Il rapporto tra Henry e Jane Fonda meriterebbe un film o una serie, ma in fondo può bastare Sul lago dorato per capire quanto sia stato faticoso per l’attrice fare pace con quel genitore così impegnativo. In Jane Fonda in Five Acts, un documentario che è sostanzialmente un’autobiografia, le vicende familiari (l’infelice madre morta suicida, l’incomunicabilità, il lavoro che tiene lontano Henry, i problemi di salute di Jane) spiegano bene la complicata relazione tra padre e figlia.

La prima parte della carriera di Jane Fonda è piuttosto interessante, sospesa tra l’adeguamento al cliché della bella bionda e il tentativo di affrancarsi dal glorioso genitore: sfrutta il suo aspetto per incarnare la ragazza della porta accanto (In punta in piedi, Rodaggio matrimoniale, A piedi nudi nel parco), lascia che il marito Roger Vadim ne esalti la carica erotica (Il piacere e l’amore e Barbarella), gioca con la figura paterna e i suoi miti (Cat Ballou). E poi arriva Sydney Pollack. Trentacinquenne con all’attivo già quattro film peraltro grandiosi, seguendo un intuito che confina con l’azzardo, affida a Fonda il primo ruolo serio dopo La caccia, capolavoro di Arthur Penn dove emergeva un temperamento.

La pazzesca storia di Non si uccidono così anche i cavalli? è nota: a ridosso della Grande Depressione, pur di racimolare qualche soldo, delle coppie di disperati ballano per giorni interi in una competizione-maratona all’ultimo sangue. “Per te è una gara, per il pubblico è uno spettacolo”. Perché non pensare a questa malata, straziante, claustrofobica allegoria della nazione in parallelo con il viaggio della speranza che la famiglia Joad compie in Furore di John Ford, forse il più importante dei film con Henry Fonda? Due facce della stessa tragedia, pezzi di un mondo perduto, due parabole di un’epoca che i Fonda esplorano ognuno con straordinaria intelligenza: l’uno sul versante eroico, tutta in levare, guida morale per rifondare una nuova umanità; l’altra, un’antieroina all’ultimo giro che non crede in alcun modo che possa esserci l’ombra di una speranza.

Guardiamoli, riconosciamoli: la tirannia dello sguardo, la potenza nel gesto imprevisto, l’audace eppure naturale equilibrio tra raziocinio e nervosismo sono le stesse. C’è un momento, verso l’inizio di Non si uccidono così anche i cavalli?, in cui Gloria (Fonda) sta ballando per la prima volta col suo nuovo, timoroso partner. Potrebbe essere l’annuncio di un’alchimia impossibile, finché, all’improvviso, lei capisce che forse il compagno di sventure non è lo smidollato che crede.
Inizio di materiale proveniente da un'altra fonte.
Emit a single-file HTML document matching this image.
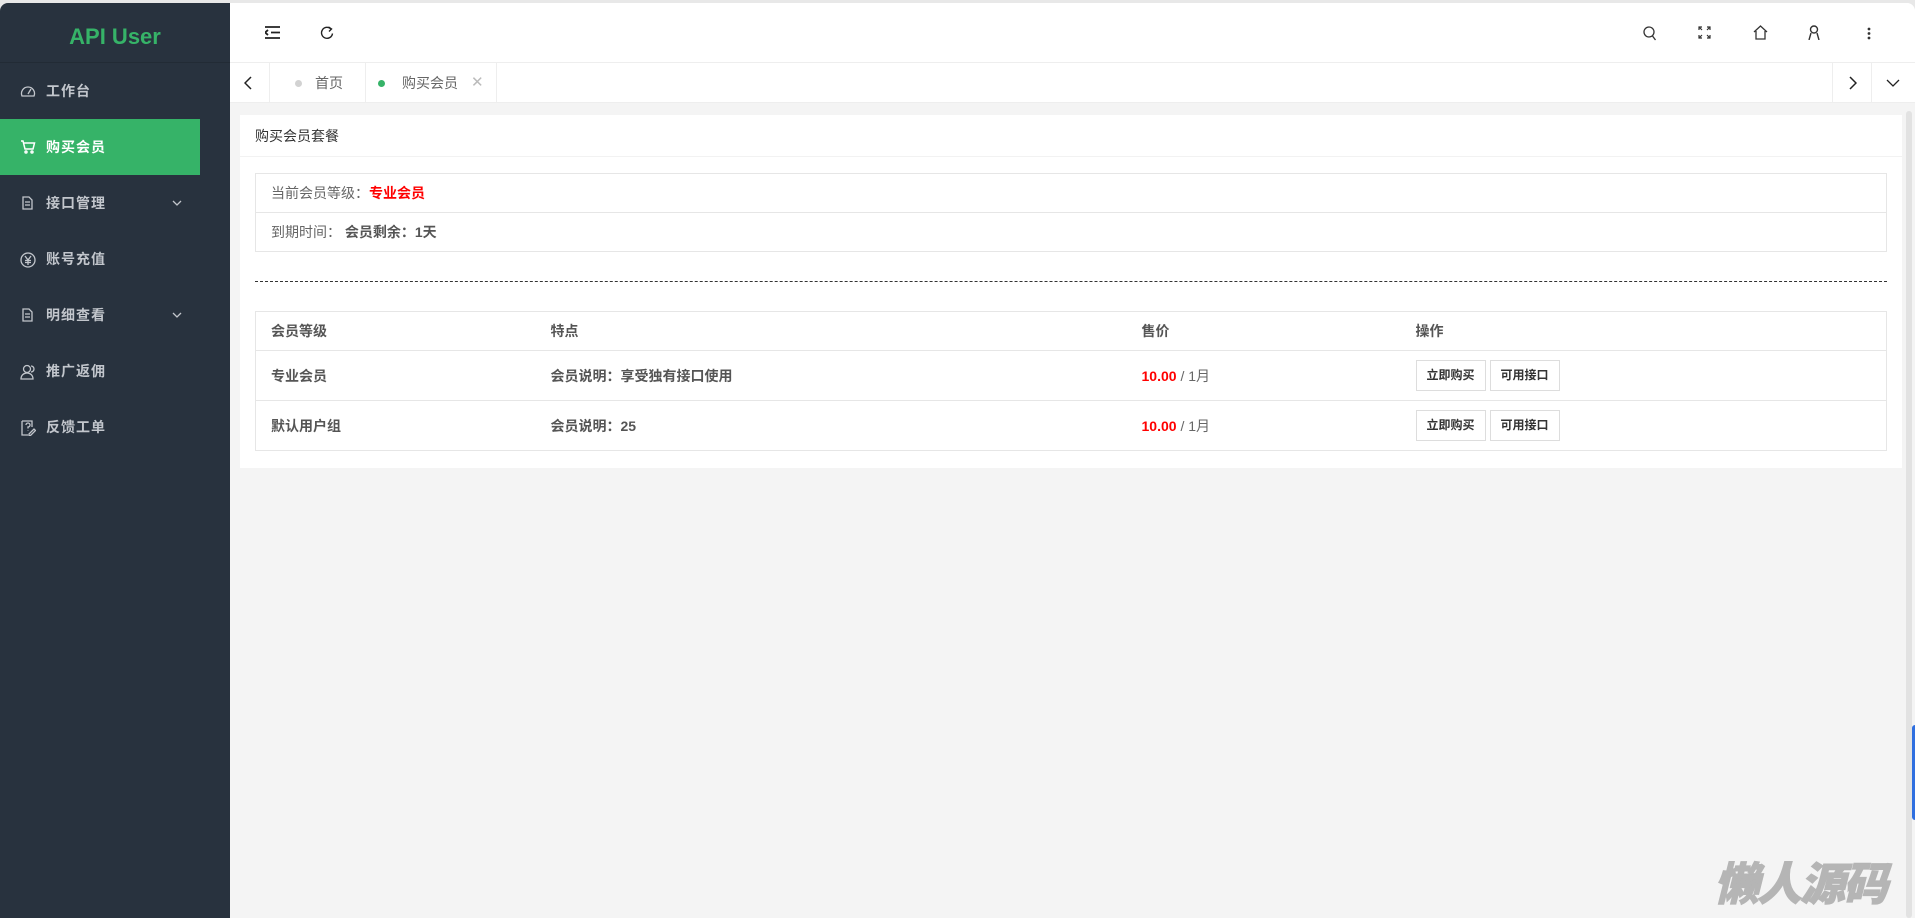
<!DOCTYPE html>
<html><head><meta charset="utf-8"><style>
*{margin:0;padding:0;box-sizing:border-box}
body{width:1915px;height:918px;overflow:hidden;background:#e8e8e8;font-family:"Liberation Sans","Noto Sans CJK SC",sans-serif;position:relative}
.side{position:absolute;left:0;top:3px;width:230px;height:915px;background:#28323e;border-top-left-radius:8px}
.logo{height:60px;border-bottom:1px solid #222b35;color:#36b368;font-weight:bold;font-size:22px;text-align:center;line-height:68px}
.mi{position:absolute;left:0;width:200px;height:56px;color:#c2c6cc;font-size:14px;font-weight:bold;line-height:56px;padding-left:46px;letter-spacing:1px}
.mi.act{background:#36b368;color:#fff}
.mi svg{position:absolute;left:20px;top:21px}
.mi .ch{position:absolute;left:172px;top:25px}
.main{position:absolute;left:230px;top:3px;width:1685px;height:915px;background:#f4f4f4;border-top-right-radius:8px;overflow:hidden}
.top{position:absolute;left:0;top:0;width:1685px;height:60px;background:#fff;border-bottom:1px solid #eee}
.tabs{position:absolute;left:0;top:60px;width:1685px;height:40px;background:#fff;border-bottom:1px solid #eee}
.tb{position:absolute;top:0;height:40px;border-right:1px solid #eee;font-size:13px;color:#666;line-height:40px}
.card{position:absolute;left:10px;top:112px;width:1662px;height:353px;background:#fff}
.ch1{height:42px;border-bottom:1px solid #f2f2f2;font-size:14px;color:#333;line-height:42px;padding-left:15px}
table{border-collapse:collapse;position:absolute;font-size:14px;color:#666}
td{border:1px solid #e6e6e6;padding-left:15px}
.t2 td{border-left:none;border-right:none}
.t2 tr td:first-child{border-left:1px solid #e6e6e6}
.t2 tr td:last-child{border-right:1px solid #e6e6e6}
.b{font-weight:bold;color:#555}
.btn{display:inline-block;height:31px;width:70px;border:1px solid #ddd;text-align:center;line-height:29px;font-size:12px;color:#333;font-weight:bold;margin-right:4px;background:#fff}
.red{color:#f00;font-weight:bold}
</style></head><body>
<div class="side">
<div class="logo">API User</div>
<div class="mi" style="top:60px"><svg width="16" height="14" viewBox="0 0 16 14" fill="none" stroke="#c2c6cc" stroke-width="1.3"><path d="M2 12A6.5 6.5 0 1 1 14 12Z"/><path d="M8 10L11 5"/></svg>工作台</div>
<div class="mi act" style="top:116px"><svg width="16" height="14" viewBox="0 0 16 14" fill="none" stroke="#fff" stroke-width="1.5"><path d="M1 1h2l2 8h8l1.5-6H4"/><circle cx="6" cy="12" r="1"/><circle cx="12" cy="12" r="1"/></svg>购买会员</div>
<div class="mi" style="top:172px"><svg width="14" height="14" viewBox="0 0 14 14" fill="none" stroke="#c2c6cc" stroke-width="1.3"><path d="M3 1h6l3 3v9H3Z M5 6h5M5 9h5"/></svg>接口管理<svg class="ch" width="10" height="6" viewBox="0 0 10 6" fill="none" stroke="#c2c6cc" stroke-width="1.3"><path d="M1 1l4 4 4-4"/></svg></div>
<div class="mi" style="top:228px"><svg width="16" height="16" viewBox="0 0 16 16" fill="none" stroke="#c2c6cc" stroke-width="1.3"><circle cx="8" cy="8" r="7"/><path d="M5 4l3 4 3-4M8 8v5M5 8.5h6M5 10.5h6"/></svg>账号充值</div>
<div class="mi" style="top:284px"><svg width="14" height="14" viewBox="0 0 14 14" fill="none" stroke="#c2c6cc" stroke-width="1.3"><path d="M3 1h6l3 3v9H3Z M5 6h5M5 9h5"/></svg>明细查看<svg class="ch" width="10" height="6" viewBox="0 0 10 6" fill="none" stroke="#c2c6cc" stroke-width="1.3"><path d="M1 1l4 4 4-4"/></svg></div>
<div class="mi" style="top:340px"><svg width="16" height="16" viewBox="0 0 16 16" fill="none" stroke="#c2c6cc" stroke-width="1.3"><circle cx="7" cy="5" r="3.5"/><path d="M1 15c0-4 3-6 6-6s6 2 6 6Z M11 2a3 3 0 0 1 0 6"/></svg>推广返佣</div>
<div class="mi" style="top:396px"><svg width="16" height="16" viewBox="0 0 16 16" fill="none" stroke="#c2c6cc" stroke-width="1.3"><path d="M2 1h10v6M2 1v14h6"/><path d="M6 5a2 2 0 1 1 2 2v1.5M8 10.5v.5M9 14l5-5 1.5 1.5-5 5H9Z"/></svg>反馈工单</div>
</div>
<div class="main">
<div class="top">
<svg style="position:absolute;left:35px;top:23px" width="15" height="13" viewBox="0 0 15 13" stroke="#222" stroke-width="1.8" fill="none"><path d="M0 1h15M6 6.5h9M0 12h15M3 4L0 6.5 3 9"/></svg>
<svg style="position:absolute;left:90px;top:23px" width="14" height="14" viewBox="0 0 14 14" stroke="#222" stroke-width="1.4" fill="none"><path d="M11 3A5.5 5.5 0 1 0 12.5 7.5"/><path d="M8.5 1L11.5 3 9 5.5"/></svg>
<svg style="position:absolute;left:1413px;top:23px" width="14" height="15" viewBox="0 0 14 15" stroke="#333" stroke-width="1.3" fill="none"><circle cx="6" cy="6" r="5"/><path d="M9.5 10l3 4"/></svg>
<svg style="position:absolute;left:1468px;top:23px" width="13" height="13" viewBox="0 0 13 13" stroke="#333" stroke-width="1.2" fill="none"><path d="M1 4V1h3M9 1h3v3M12 9v3H9M4 12H1V9M1 1l3 3M12 1L9 4M12 12L9 9M1 12l3-3"/></svg>
<svg style="position:absolute;left:1523px;top:22px" width="15" height="15" viewBox="0 0 15 15" stroke="#333" stroke-width="1.3" fill="none"><path d="M1 7L7.5 1 14 7M3 6v8h9V6"/></svg>
<svg style="position:absolute;left:1578px;top:22px" width="12" height="15" viewBox="0 0 12 15" stroke="#333" stroke-width="1.4" fill="none"><circle cx="6" cy="4.5" r="3.5"/><path d="M1 15l2-7M11 15L9 8"/></svg>
<svg style="position:absolute;left:1637px;top:24px" width="4" height="13" viewBox="0 0 4 13" fill="#333"><circle cx="2" cy="2" r="1.4"/><circle cx="2" cy="6.5" r="1.4"/><circle cx="2" cy="11" r="1.4"/></svg>
</div>
<div class="tabs">
<div class="tb" style="left:0;width:40px"><svg style="position:absolute;left:14px;top:13px" width="8" height="14" viewBox="0 0 8 14" stroke="#222" stroke-width="1.5" fill="none"><path d="M7 1L1 7l6 6"/></svg></div>
<div class="tb" style="left:40px;width:96px;padding-left:45px;font-size:14px"><span style="position:absolute;left:25px;top:17px;width:7px;height:7px;border-radius:50%;background:#d2d2d2"></span>首页</div>
<div class="tb" style="left:136px;width:131px;padding-left:36px;font-size:14px"><span style="position:absolute;left:12px;top:17px;width:7px;height:7px;border-radius:50%;background:#36b368"></span>购买会员<span style="position:absolute;left:105px;color:#bbb;font-size:15px">✕</span></div>
<div class="tb" style="left:1602px;width:40px;border-left:1px solid #eee"><svg style="position:absolute;left:16px;top:13px" width="8" height="14" viewBox="0 0 8 14" stroke="#222" stroke-width="1.5" fill="none"><path d="M1 1l6 6-6 6"/></svg></div>
<div class="tb" style="left:1642px;width:43px;border:none"><svg style="position:absolute;left:14px;top:16px" width="14" height="8" viewBox="0 0 14 8" stroke="#222" stroke-width="1.3" fill="none"><path d="M1 1l6 6 6-6"/></svg></div>
</div>
<div style="position:absolute;left:1676px;top:108px;width:6px;height:807px;background:#e2e2e2;border-radius:3px"></div>
<div class="card">
<div class="ch1">购买会员套餐</div>
<table style="left:15px;top:58px;width:1632px">
<tr style="height:39px"><td>当前会员等级：<span class="red">专业会员</span></td></tr>
<tr style="height:39px"><td>到期时间： <span class="b">会员剩余：1天</span></td></tr>
</table>
<div style="position:absolute;left:15px;top:166px;width:1632px;border-top:1px dashed #333"></div>
<table class="t2" style="left:15px;top:196px;width:1632px">
<tr style="height:39px"><td style="width:280px" class="b">会员等级</td><td style="width:591px" class="b">特点</td><td style="width:274px" class="b">售价</td><td class="b">操作</td></tr>
<tr style="height:50px"><td class="b">专业会员</td><td class="b">会员说明：享受独有接口使用</td><td><span class="red">10.00</span> <span style="font-weight:normal;color:#666">/ 1月</span></td><td><span class="btn">立即购买</span><span class="btn">可用接口</span></td></tr>
<tr style="height:50px"><td class="b">默认用户组</td><td class="b">会员说明：25</td><td><span class="red">10.00</span> <span style="font-weight:normal;color:#666">/ 1月</span></td><td><span class="btn">立即购买</span><span class="btn">可用接口</span></td></tr>
</table>
</div>
<div style="position:absolute;left:1484px;top:852px;font-size:45px;font-weight:900;font-style:italic;color:#b5b5b5;letter-spacing:-2px;-webkit-text-stroke:1px #b5b5b5;font-family:'Noto Sans CJK SC',sans-serif;line-height:52px">懒人源码</div>
</div>
<div style="position:absolute;left:1912px;top:725px;width:3px;height:95px;background:#2f6fe0;border-radius:3px 0 0 3px"></div>
</body></html>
E allora gli occhi di Gloria si spalancano, attraversati da un lampo imprevisto. Si è rotto qualcosa. Poco dopo, catapultata di nuovo nello sconforto, annienta una competitor incinta con una sentenza che non lascia scampo: “buttate un altro disgraziato nella mischia”.

Grazie all’interpretazione di Jane Fonda, Gloria è uno dei personaggi più incandescenti del cinema hollywoodiano. Disincantata ma non cinica, alla ricerca di una rivincita personale e indisponibile a scendere a compromessi. Niente può scuoterla, nemmeno la sirena che mai come qui è un presagio di morte. Forse solo la lucidità che la scopre impreparata ricordandole il suo destino. “Se ne andava alla deriva ascoltando le sue canzoni preferite: così finiva”, bofonchia il partner, caricato sulle sue spalle perché schiantato dalla gara, mentre le racconta la trama di un film. E lei, che sente il peso ma non lo dà a vedere, si chiede, riconoscendosi: “neanche un po’ di dolore? probabilmente è una balla”. C’è già tutto, qui.

Incredibile la brama di (soprav)vivere nelle tragiche corse, perfino quando si accolla il vecchio Red Buttons per non uscire dal gioco. “So riconoscere subito un perdente”, le dice Rocky, il gran burattinaio di questo proto-reality dove conta solo lo show (è Gig Young: vinse l’unico Oscar del film su nove candidature). “Sono stufa di perdere!” urla lei. Ma ha già perso, hanno perso tutti. Per Jane Fonda è l’inizio di una nuova carriera.